Burnside accomplished but little on our left of a positive nature, but negatively a great deal. He kept Lee from reinforcing his centre from that quarter. If the 5th corps, or rather if Warren, had been as prompt as Wright was with the 6th corps, better results might have been obtained.
Lee massed heavily from his left flank on the broken point of his line. Five times during the day he assaulted furiously, but without dislodging our troops from their new position. His losses must have been fearful. Sometimes the belligerents would be separated by but a few feet. In one place a tree, eighteen inches in diameter, was cut entirely down by musket balls. All the trees between the lines were very much cut to pieces by artillery and musketry. It was three o'clock next morning before the fighting ceased. Some of our troops had then been twenty hours under fire. In this engagement we did not lose a single organization, not even a company. The enemy lost one division with its commander, one brigade and one regiment, with heavy losses elsewhere.(*30) Our losses were heavy, but, as stated, no whole company was captured. At night Lee took a position in rear of his former one, and by the following morning he was strongly intrenched in it.
Warren's corps was now temporarily broken up, Cutler's division sent to
Wright, and Griffin's to Hancock. Meade ordered his chief of staff,
General Humphreys, to remain with Warren and the remaining division, and
authorized him to give it orders in his name.
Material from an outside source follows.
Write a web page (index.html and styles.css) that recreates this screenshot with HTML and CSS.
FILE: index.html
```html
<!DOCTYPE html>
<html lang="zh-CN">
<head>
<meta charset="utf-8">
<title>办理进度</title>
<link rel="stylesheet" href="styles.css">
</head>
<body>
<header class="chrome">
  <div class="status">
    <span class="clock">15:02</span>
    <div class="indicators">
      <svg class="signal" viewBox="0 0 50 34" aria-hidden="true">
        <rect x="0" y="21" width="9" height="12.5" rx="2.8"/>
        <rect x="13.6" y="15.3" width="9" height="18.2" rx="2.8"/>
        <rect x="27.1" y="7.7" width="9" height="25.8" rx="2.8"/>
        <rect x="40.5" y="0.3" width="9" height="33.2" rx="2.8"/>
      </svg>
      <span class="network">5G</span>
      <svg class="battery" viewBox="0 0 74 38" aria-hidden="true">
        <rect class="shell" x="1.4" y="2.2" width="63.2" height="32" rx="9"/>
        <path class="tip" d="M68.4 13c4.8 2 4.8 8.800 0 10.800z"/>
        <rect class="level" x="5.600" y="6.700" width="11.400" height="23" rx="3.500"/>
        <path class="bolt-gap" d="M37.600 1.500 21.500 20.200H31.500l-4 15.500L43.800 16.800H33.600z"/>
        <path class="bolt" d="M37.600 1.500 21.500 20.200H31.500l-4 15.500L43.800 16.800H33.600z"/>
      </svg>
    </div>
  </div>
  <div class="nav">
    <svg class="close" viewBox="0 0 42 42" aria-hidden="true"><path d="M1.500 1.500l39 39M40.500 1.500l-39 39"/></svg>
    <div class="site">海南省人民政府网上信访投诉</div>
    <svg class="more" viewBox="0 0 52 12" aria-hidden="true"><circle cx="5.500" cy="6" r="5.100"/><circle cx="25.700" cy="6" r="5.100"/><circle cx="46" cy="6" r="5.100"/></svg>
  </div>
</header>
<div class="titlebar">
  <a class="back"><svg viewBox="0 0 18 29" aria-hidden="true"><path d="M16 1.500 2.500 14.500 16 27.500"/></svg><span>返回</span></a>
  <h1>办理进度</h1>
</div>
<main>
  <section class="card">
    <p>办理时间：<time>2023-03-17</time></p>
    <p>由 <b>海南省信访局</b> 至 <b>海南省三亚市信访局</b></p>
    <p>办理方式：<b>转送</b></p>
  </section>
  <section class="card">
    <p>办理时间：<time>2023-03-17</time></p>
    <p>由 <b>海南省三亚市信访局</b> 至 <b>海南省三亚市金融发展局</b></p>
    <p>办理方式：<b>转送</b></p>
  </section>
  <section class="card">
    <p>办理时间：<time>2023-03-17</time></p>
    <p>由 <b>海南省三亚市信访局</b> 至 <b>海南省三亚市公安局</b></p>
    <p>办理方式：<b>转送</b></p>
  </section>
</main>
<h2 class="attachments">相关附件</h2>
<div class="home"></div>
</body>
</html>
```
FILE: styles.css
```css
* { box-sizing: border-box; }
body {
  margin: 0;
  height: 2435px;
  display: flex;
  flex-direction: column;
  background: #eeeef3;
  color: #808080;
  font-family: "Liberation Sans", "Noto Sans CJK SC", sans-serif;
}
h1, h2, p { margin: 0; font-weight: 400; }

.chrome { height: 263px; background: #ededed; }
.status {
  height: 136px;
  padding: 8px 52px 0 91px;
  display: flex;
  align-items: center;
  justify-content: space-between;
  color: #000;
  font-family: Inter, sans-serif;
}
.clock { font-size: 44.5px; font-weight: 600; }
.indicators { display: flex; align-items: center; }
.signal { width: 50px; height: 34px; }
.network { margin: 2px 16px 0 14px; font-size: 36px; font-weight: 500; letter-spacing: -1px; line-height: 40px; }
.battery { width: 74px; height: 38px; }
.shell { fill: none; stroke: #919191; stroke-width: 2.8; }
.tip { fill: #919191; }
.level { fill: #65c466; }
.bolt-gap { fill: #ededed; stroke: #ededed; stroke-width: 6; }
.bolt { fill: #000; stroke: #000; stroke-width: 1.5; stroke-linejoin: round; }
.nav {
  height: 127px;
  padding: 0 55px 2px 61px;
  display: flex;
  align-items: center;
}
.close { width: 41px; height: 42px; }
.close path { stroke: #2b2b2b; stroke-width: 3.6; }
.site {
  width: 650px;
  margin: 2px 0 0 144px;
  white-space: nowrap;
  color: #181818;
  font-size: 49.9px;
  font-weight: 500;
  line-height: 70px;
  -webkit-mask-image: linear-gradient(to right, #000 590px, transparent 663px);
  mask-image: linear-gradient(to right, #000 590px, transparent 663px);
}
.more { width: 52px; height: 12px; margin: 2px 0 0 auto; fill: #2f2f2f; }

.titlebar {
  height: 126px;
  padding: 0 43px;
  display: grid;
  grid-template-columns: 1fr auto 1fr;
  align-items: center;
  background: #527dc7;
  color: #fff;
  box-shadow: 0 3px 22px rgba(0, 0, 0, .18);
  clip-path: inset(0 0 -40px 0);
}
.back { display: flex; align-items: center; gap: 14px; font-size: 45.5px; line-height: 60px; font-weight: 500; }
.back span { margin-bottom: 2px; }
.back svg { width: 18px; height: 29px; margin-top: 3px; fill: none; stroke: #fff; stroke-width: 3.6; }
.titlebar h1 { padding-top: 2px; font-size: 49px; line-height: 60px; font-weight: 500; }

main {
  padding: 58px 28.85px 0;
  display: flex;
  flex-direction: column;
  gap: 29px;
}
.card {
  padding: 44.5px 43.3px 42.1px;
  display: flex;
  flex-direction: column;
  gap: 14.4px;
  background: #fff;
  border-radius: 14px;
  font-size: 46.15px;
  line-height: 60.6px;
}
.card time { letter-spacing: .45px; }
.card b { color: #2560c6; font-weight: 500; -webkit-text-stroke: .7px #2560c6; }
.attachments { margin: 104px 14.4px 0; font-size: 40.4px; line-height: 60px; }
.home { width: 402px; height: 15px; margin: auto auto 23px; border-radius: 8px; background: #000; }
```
During the day I was passing along the line from wing to wing continuously. About the centre stood a house which proved to be occupied by an old lady and her daughter. She showed such unmistakable signs of being strongly Union that I stopped. She said she had not seen a Union flag for so long a time that it did her heart good to look upon it again. She said her husband and son, being, Union men, had had to leave early in the war, and were now somewhere in the Union army, if alive. She was without food or nearly so, so I ordered rations issued to her, and promised to find out if I could where the husband and son were.
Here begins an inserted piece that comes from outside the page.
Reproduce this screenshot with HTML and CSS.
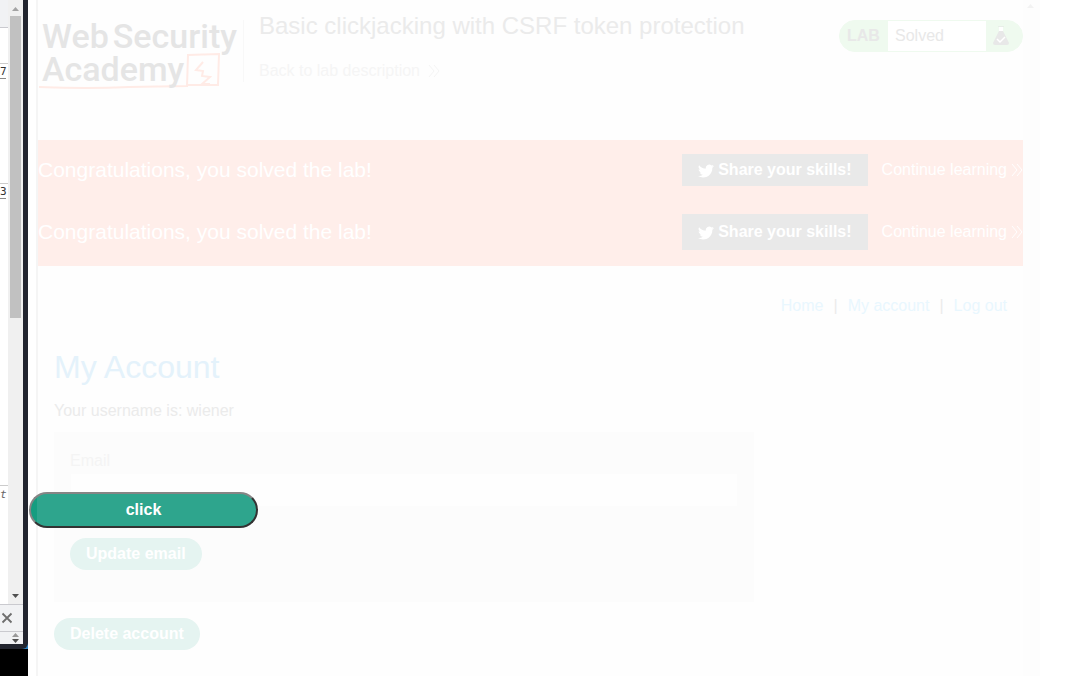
FILE: index.html
```html
<!DOCTYPE html>
<html lang="en">
<head>
<meta charset="utf-8">
<title>Basic clickjacking with CSRF token protection</title>
<link rel="stylesheet" href="styles.css">
</head>
<body>
<svg class="defs" aria-hidden="true">
  <symbol id="chevrons" viewBox="0 0 12 14"><path d="M1 1l5 6-5 6M6 1l5 6-5 6" fill="none" stroke="currentColor"/></symbol>
  <symbol id="bird" viewBox="0 0 24 24"><path fill="currentColor" d="M24 4.6c-.9.4-1.8.7-2.8.8 1-.6 1.8-1.6 2.2-2.7-1 .6-2 1-3.1 1.2a4.9 4.9 0 0 0-8.4 4.5C7.700 8.200 4.100 6.300 1.700 3.200a4.900 4.900 0 0 0 1.500 6.600c-.8 0-1.600-.2-2.200-.6v.1c0 2.400 1.700 4.400 3.900 4.800-.7.2-1.500.2-2.200.1a4.900 4.900 0 0 0 4.600 3.400A9.900 9.900 0 0 1 0 19.500 14 14 0 0 0 7.500 21.700c9.100 0 14-7.500 14-14v-.6c1-.7 1.800-1.600 2.500-2.500z"/></symbol>
</svg>
<aside class="side">
  <div class="pane">
    <div class="pane-body">
      <div class="list">
        <div class="list-head"></div>
        <div class="cell blank"></div>
        <div class="cell first"><span class="num">7</span></div>
        <div class="cell second"><span class="num">3</span></div>
        <div class="cell last">t</div>
      </div>
      <div class="scroll">
        <svg class="arrow" viewBox="0 0 15 16"><path d="M4 11l3.500-4 3.500 4z" fill="#a3a3a3"/></svg>
        <div class="thumb"></div>
        <svg class="arrow" viewBox="0 0 15 16"><path d="M4 6h7l-3.500 4z" fill="#505050"/></svg>
      </div>
    </div>
    <button class="close" aria-label="Close"><svg viewBox="0 0 12 12"><path d="M1.500 1.500l9 9m0-9l-9 9" stroke="#6e6e6e" stroke-width="1.800"/></svg></button>
    <div class="stepper"><svg viewBox="0 0 15 12"><path d="M4 5l3.500-4L11 5z" fill="#999"/><path d="M4 7h7l-3.500 4z" fill="#505050"/></svg></div>
  </div>
</aside>
<div class="stage">
  <div class="frame">
    <main class="page">
      <header class="header">
        <div class="logo">
          <div class="words"><span>Web</span><span>Security</span></div>
          <div class="words">Academy</div>
          <svg class="mark" viewBox="0 0 200 40"><path d="M0 35q50 2 90 0l58-1 1-31 31-1-1 31h-30" fill="none" stroke="#ffebe6" stroke-width="2"/><path d="M164 10l-7 8 7 1-1 5 8 1-8 7h8" fill="none" stroke="#ffebe6" stroke-width="2"/></svg>
        </div>
        <div class="title">
          <h2>Basic clickjacking with CSRF token protection</h2>
          <a class="back" href="#">Back to lab description <svg class="chev"><use href="#chevrons"/></svg></a>
        </div>
        <div class="badge"><b>LAB</b><span class="status">Solved</span>
          <svg class="flask" viewBox="0 0 16 20"><path d="M5 0h6v1H5z" fill="#e8eee8"/><path d="M6 1h4v4H6z" fill="#fff"/><path d="M6 5h4l6 12q0 2-2 2H2q-2 0-2-2z" fill="#e8e8e8"/><path d="M4 13l3 3 5-5" fill="none" stroke="#fff" stroke-width="1.500"/></svg>
        </div>
      </header>
      <section class="banner">
        <div class="row"><p>Congratulations, you solved the lab!</p><button class="share"><svg class="bird"><use href="#bird"/></svg>Share your skills!</button><a href="#">Continue learning <svg class="chev"><use href="#chevrons"/></svg></a></div>
        <div class="row tall"><p>Congratulations, you solved the lab!</p><button class="share"><svg class="bird"><use href="#bird"/></svg>Share your skills!</button><a href="#">Continue learning <svg class="chev"><use href="#chevrons"/></svg></a></div>
      </section>
      <section class="content">
        <nav class="nav"><a href="#">Home</a><span>|</span><a href="#">My account</a><span>|</span><a href="#">Log out</a></nav>
        <h1>My Account</h1>
        <p class="user">Your username is: wiener</p>
        <form class="form">
          <label for="email">Email</label>
          <input id="email" type="email">
          <button class="pill" type="button">Update email</button>
        </form>
        <button class="pill" type="button">Delete account</button>
      </section>
    </main>
    <div class="frame-scroll"><svg class="arrow" viewBox="0 0 15 16"><path d="M4 8l3.500-4 3.500 4z" fill="#f2f2f2"/></svg></div>
  </div>
  <button class="click">click</button>
</div>
</body>
</html>
```
FILE: styles.css
```css
* { box-sizing: border-box; }
body {
  margin: 0;
  min-height: 100vh;
  display: flex;
  overflow: hidden;
  background: #fff;
  font: 16px/20px "Liberation Sans", Arial, sans-serif;
}
a { text-decoration: none; }
h1, h2, p { margin: 0; font-weight: normal; }
button { font: inherit; border: 0; padding: 0; }
svg { display: block; }
.defs { position: absolute; width: 0; height: 0; }

.side {
  width: 28px;
  height: 100vh;
  display: flex;
  flex-direction: column;
  padding-bottom: 27px;
  background: linear-gradient(#2b82c4, #2b82c4) 0 0 / 100% calc(100% - 27px) no-repeat #000;
}
.pane {
  flex: 1;
  display: flex;
  flex-direction: column;
  border: solid #22252f;
  border-width: 0 5px 5px 0;
  border-radius: 0 0 6px 0;
  background: #f1f2f4;
  overflow: hidden;
}
.pane-body { flex: 1; display: flex; background: #fff; }
.list {
  width: 8px;
  display: flex;
  flex-direction: column;
  font: 11px/18px "DejaVu Sans Mono", monospace;
  color: #333;
  overflow: hidden;
}
.list-head { height: 28px; background: #f1f2f4; border-bottom: 1px solid #cacacf; }
.cell { border-bottom: 1px solid #ccc; }
.blank { height: 36px; }
.first { height: 120px; }
.second { height: 302px; }
.last { flex: 1; border: 0; color: #666; font-style: italic; }
.num { display: block; line-height: 13px; margin-top: 1px; border-bottom: 1px solid #888; width: 6px; }
.scroll {
  width: 15px;
  display: flex;
  flex-direction: column;
  background: #f0f0f0;
}
.arrow { width: 15px; height: 16px; }
.thumb { height: 302px; margin: 0 2px auto; background: #c1c1c1; }
.close {
  height: 27px;
  padding-left: 1px;
  background: #f1f2f4;
  border-top: 1px solid #cacacf;
}
.close svg { width: 12px; height: 12px; }
.stepper { height: 13px; padding-left: 8px; border-top: 1px solid #cacacf; }
.stepper svg { width: 15px; height: 12px; }

.stage { position: relative; flex: 1; padding: 0 51px 0 8px; height: 100vh; }
.frame { display: flex; height: 100%; border-left: 2px solid #f5f5f5; background: #fefefe; }
.page { flex: 1; background: #fefefe; }
.frame-scroll { width: 17px; background: #fdfdfd; }

.header { display: flex; align-items: flex-start; height: 140px; padding-top: 20px; }
.logo {
  position: relative;
  z-index: 0;
  width: 206px;
  height: 62px;
  padding-left: 4px;
  border-right: 1px solid #f8f8f8;
  color: #e5e5e5;
  font: 500 34px/33px Roboto, sans-serif;
}
.words { display: flex; gap: 4px; }
.mark { position: absolute; left: 1px; top: 32px; width: 200px; height: 40px; z-index: -1; }
.title { flex: 1; padding-left: 15px; }
.title h2 { font-size: 24px; line-height: 28px; margin-top: -8px; color: #ebebeb; }
.back { display: flex; align-items: center; gap: 8px; margin-top: 21px; color: #f5f5f5; }
.chev { width: 12px; height: 14px; }
.badge {
  display: flex;
  align-items: center;
  height: 32px;
  border: 1px solid #effaef;
  border-radius: 16px;
  background: #effaef;
  color: #e8e8e8;
  overflow: hidden;
}
.badge b { width: 48px; padding-left: 7px; }
.status { width: 98px; padding-left: 7px; background: #fff; line-height: 30px; }
.flask { width: 16px; height: 20px; margin: 0 13px 0 7px; }

.banner { background: #ffeeea; color: #fff; }
.row { display: flex; align-items: center; height: 60px; }
.row p { flex: 1; font-size: 21px; line-height: 28px; }
.row a { display: flex; align-items: center; gap: 4px; margin-left: 14px; color: #fff; }
.share {
  display: flex;
  align-items: center;
  gap: 4px;
  height: 32px;
  padding: 0 16px;
  background: #e9e9e9;
  color: #fff;
  font-weight: bold;
}
.bird { width: 16px; height: 16px; margin-top: 2px; }
.tall { height: 66px; padding-bottom: 2px; }
.tall .share { height: 36px; }

.content { padding: 30px 16px 0; }
.nav { display: flex; justify-content: flex-end; gap: 10px; }
.nav a { color: #e9f7fe; }
.nav span { color: #ebebeb; }
h1 { margin-top: 31px; font-size: 32px; line-height: 40px; color: #e4f2fb; }
.user { margin: 14px 0 11px; color: #ebebeb; }
.form { max-width: 700px; height: 170px; margin-bottom: 16px; padding: 18px 16px; background: #fcfcfc; }
.form label { display: block; line-height: 22px; color: #f4f4f4; }
.form input {
  display: block;
  width: 100%;
  height: 34px;
  margin: 1px 0 31px;
  border: 1px solid #fcfcfc;
  background: #fefefe;
}
.pill {
  height: 32px;
  padding: 0 16px;
  border-radius: 16px;
  background: #e5f4f1;
  color: #fff;
  font-weight: bold;
}
.click {
  position: absolute;
  left: 1px;
  top: 492px;
  width: 229px;
  height: 36px;
  border: 2px solid;
  border-color: #858585 #333 #333 #858585;
  border-radius: 18px;
  background: linear-gradient(90deg, #159d80 6px, #2ea58d 6px);
  color: #fff;
  font-weight: bold;
}
```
There was no fighting on the 13th, further than a little skirmishing between Mott's division and the enemy. I was afraid that Lee might be moving out, and I did not want him to go without my knowing it. The indications were that he was moving, but it was found that he was only taking his new position back from the salient that had been captured. Our dead were buried this day. Mott's division was reduced to a brigade, and assigned to Birney's division.
During this day I wrote to Washington recommending Sherman and Meade (*31) for promotion to the grade of Major-General in the regular army; Hancock for Brigadier-General; Wright, Gibbon and Humphreys to be Major-Generals of Volunteers; and Upton and Carroll to be Brigadiers. Upton had already been named as such, but the appointment had to be confirmed by the Senate on the nomination of the President.
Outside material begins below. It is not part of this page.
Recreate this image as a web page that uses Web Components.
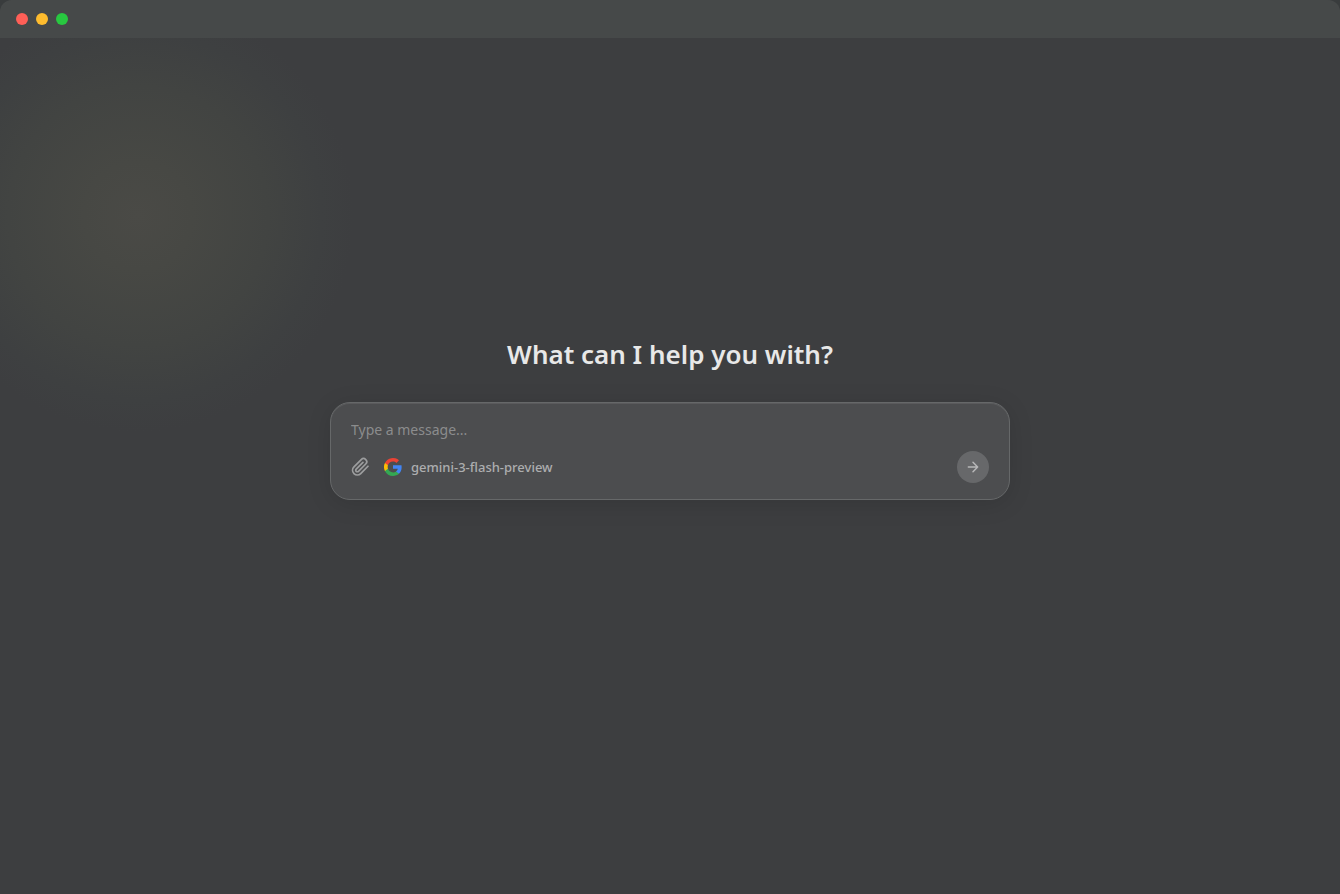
<!DOCTYPE html>
<html lang="en">
<head>
<meta charset="utf-8">
<meta name="viewport" content="width=device-width, initial-scale=1">
<title>Chat</title>
<style>
  html, body { margin: 0; min-height: 100%; background: #393c3d; }
  body { font-family: "Segoe UI", "Noto Sans", sans-serif; color: #e8e8e8; }
</style>
</head>
<body>
<chat-window>
  <title-bar slot="bar"></title-bar>
  <chat-welcome>
    <span slot="heading">What can I help you with?</span>
    <chat-composer>
      <model-picker slot="tools">gemini-3-flash-preview</model-picker>
    </chat-composer>
  </chat-welcome>
</chat-window>
<script>
const define = (name, html, setup) => {
  const template = document.createElement('template');
  template.innerHTML = html;
  customElements.define(name, class extends HTMLElement {
    constructor() {
      super();
      this.attachShadow({ mode: 'open' }).append(template.content.cloneNode(true));
      if (setup) setup(this);
    }
  });
};

define('chat-window', `
  <style>
    :host {
      display: flex; flex-direction: column; min-height: 100vh; box-sizing: border-box;
      border-radius: 12px 12px 0 0; overflow: hidden;
      background: radial-gradient(circle 216px at 138px 216px, #4a4a46 0%, #474844 25%, #424442 60%, #3e4041 85%, #3d3e40 100%);
    }
    main { flex: 1; display: flex; flex-direction: column; }
  </style>
  <slot name="bar"></slot>
  <main><slot></slot></main>`);

define('title-bar', `
  <style>
    :host { display: block; background: linear-gradient(#464949, #464949); }
    header { display: flex; align-items: center; gap: 8px; height: 38px; padding: 0 16px; }
    button { width: 12px; height: 12px; padding: 0; border: 0; border-radius: 50%; }
    .close { background: #ff5f57; }
    .minimize { background: #febc2e; }
    .zoom { background: #28c840; }
  </style>
  <header>
    <button class="close" type="button" aria-label="Close"></button>
    <button class="minimize" type="button" aria-label="Minimize"></button>
    <button class="zoom" type="button" aria-label="Zoom"></button>
  </header>`);

define('chat-welcome', `
  <style>
    :host { flex: 1; display: flex; flex-direction: column; align-items: center; justify-content: center;
      gap: 30px; padding: 0 24px 96px; }
    h1 { margin: 0; font-size: 26px; line-height: 36px; font-weight: 600; text-align: center; }
  </style>
  <h1><slot name="heading"></slot></h1>
  <slot></slot>`);

define('chat-composer', `
  <style>
    :host { display: block; width: 100%; max-width: 680px; }
    form { display: flex; flex-direction: column; gap: 10px; padding: 16px 20px; box-sizing: border-box;
      border: 1px solid #666869; border-radius: 20px; background: #4c4d4f;
      box-shadow: 0 4px 24px rgba(0, 0, 0, .12), inset 0 1px 0 rgba(255, 255, 255, .08); }
    input { width: 100%; height: 22px; box-sizing: border-box; padding: 0; border: 0; outline: 0; background: none;
      font: 400 14px/22px "Segoe UI", "Noto Sans", sans-serif; color: #e8e8e8; }
    input::placeholder { color: #8b8c8d; opacity: 1; }
    .row { display: flex; align-items: center; gap: 14px; }
    button { display: flex; align-items: center; justify-content: center; padding: 0; border: 0; background: none; color: #9c9d9e; }
    .send { width: 32px; height: 32px; margin-left: auto; border-radius: 50%; background: #67686a; color: #b8b8b9; }
    svg { display: block; fill: none; stroke: currentColor; stroke-width: 2.2; stroke-linecap: round; stroke-linejoin: round; }
  </style>
  <form>
    <input type="text" placeholder="Type a message..." aria-label="Message">
    <div class="row">
      <button type="button" aria-label="Attach file">
        <svg width="19" height="20" viewBox="0 0 24 24"><path d="m21.44 11.05-9.19 9.19a6 6 0 0 1-8.49-8.49l9.19-9.19a4 4 0 0 1 5.66 5.66l-9.2 9.19a2 2 0 0 1-2.83-2.83l8.49-8.48"/></svg>
      </button>
      <slot name="tools"></slot>
      <button class="send" type="submit" aria-label="Send">
        <svg width="16" height="16" viewBox="0 0 24 24"><path d="M5 12h14M12 5l7 7-7 7"/></svg>
      </button>
    </div>
  </form>`, host => host.shadowRoot.querySelector('form').addEventListener('submit', e => e.preventDefault()));

define('model-picker', `
  <style>
    :host { display: block; }
    button { display: flex; align-items: center; gap: 9px; padding: 0; border: 0; background: none;
      font: 500 13px/20px "Segoe UI", "Noto Sans", sans-serif; color: #adaeaf; }
    svg { display: block; }
  </style>
  <button type="button">
    <svg width="18" height="18" viewBox="0 0 24 24" aria-hidden="true">
      <path fill="#4285f4" d="M23.52 12.27c0-.85-.08-1.67-.22-2.45H12v4.64h6.46a5.52 5.52 0 0 1-2.4 3.62v3h3.88c2.27-2.09 3.58-5.17 3.58-8.81z"/>
      <path fill="#34a853" d="M12 24c3.24 0 5.96-1.07 7.94-2.92l-3.88-3a7.24 7.24 0 0 1-10.79-3.8H1.26v3.1A12 12 0 0 0 12 24z"/>
      <path fill="#fbbc05" d="M5.27 14.28a7.2 7.2 0 0 1 0-4.56v-3.1H1.26a12 12 0 0 0 0 10.76z"/>
      <path fill="#ea4335" d="M12 4.77c1.76 0 3.34.6 4.58 1.79l3.44-3.44A11.98 11.98 0 0 0 1.26 6.62l4.01 3.1A7.16 7.16 0 0 1 12 4.77z"/>
    </svg>
    <slot></slot>
  </button>`);
</script>
</body>
</html>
The night of the 13th Warren and Wright were moved by the rear to the left of Burnside. The night was very dark and it rained heavily, the roads were so bad that the troops had to cut trees and corduroy the road a part of the way, to get through. It was midnight before they got to the point where they were to halt, and daylight before the troops could be organized to advance to their position in line. They gained their position in line, however, without any fighting, except a little in Wright's front. Here Upton had to contend for an elevation which we wanted and which the enemy was not disposed to yield. Upton first drove the enemy, and was then repulsed in turn. Ayres coming to his support with his brigade (of Griffin's division, Warren's corps), the position was secured and fortified. There was no more battle during the 14th. This brought our line east of the Court House and running north and south and facing west.
During the night of the 14th-15th Lee moved to cover this new front. This left Hancock without an enemy confronting him. He was brought to the rear of our new centre, ready to be moved in any direction he might be wanted.
On the 15th news came from Butler and Averill. The former reported the capture of the outer works at Drury's Bluff, on the James River, and that his cavalry had cut the railroad and telegraph south of Richmond on the Danville road: and the latter, the destruction of a depot of supplies at Dublin, West Virginia, and the breaking of New River Bridge on the Virginia and Tennessee Railroad. The next day news came from Sherman and Sheridan. Sherman had forced Johnston out of Dalton, Georgia, and was following him south. The report from Sheridan embraced his operations up to his passing the outer defences of Richmond. The prospect must now have been dismal in Richmond. The road and telegraph were cut between the capital and Lee. The roads and wires were cut in every direction from the rebel capital. Temporarily that city was cut off from all communication with the outside except by courier. This condition of affairs, however, was of but short duration.